Feature Extraction and Classification of Motor Imagery EEG Signals in Motor Imagery for Sustainable Brain–Computer Interfaces

Abstract

Motor imagery brain–computer interface (MI-BCI) systems hold the potential to restore motor function and offer the opportunity for sustainable autonomous living for individuals with a range of motor and sensory impairments. The feature extraction and classification of motor imagery EEG signals related to motor imagery brain–computer interface systems has become a research hotspot. To address the challenges of difficulty in feature extraction and low recognition rates of motor imagery EEG signals caused by individual variations in EEG signals, a classification algorithm for EEG signals based on multi-feature fusion and the SVM-AdaBoost algorithm was proposed to improve the recognition accuracy of motor imagery EEG signals. Initially, the electroencephalography (EEG) signals are preprocessed using Finite Impulse Response (FIR) filters, and a multi-wavelet framework is constructed based on the Morlet wavelet and the Haar wavelet. Subsequently, the preprocessed signals undergo multi-wavelet decomposition to extract energy features, Common Spatial Patterns (CSP) features, Autoregressive (AR) features, and Power Spectral Density (PSD) features. The extracted features are then fused, and the fused feature vector is normalized.
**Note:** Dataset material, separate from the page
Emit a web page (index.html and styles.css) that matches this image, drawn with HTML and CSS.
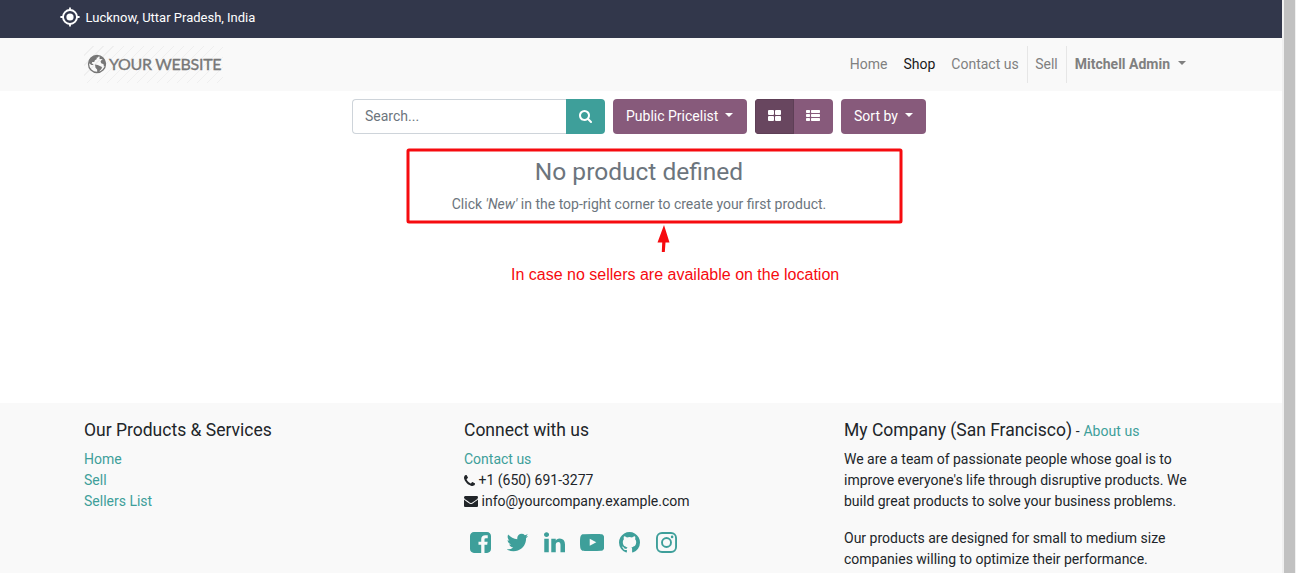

Following that, classification is implemented within the SVM-AdaBoost algorithm. To enhance the adaptability of SVM-AdaBoost, the Grid Search method is employed to optimize the penalty parameter and kernel function parameter of the SVM. Concurrently, the Whale Optimization Algorithm is utilized to optimize the learning rate and number of weak learners within the AdaBoost ensemble, thereby refining the overall performance. In addition, the classification performance of the algorithm is validated using a brain-computer interface (BCI) dataset. In this study, it was found that the classification accuracy reached 95.37%. Via the analysis of motor imagery electroencephalography (EEG) signals, the activation patterns in different regions of the brain can be detected and identified, enabling the inference of user intentions and facilitating communication and control between the human brain and external devices.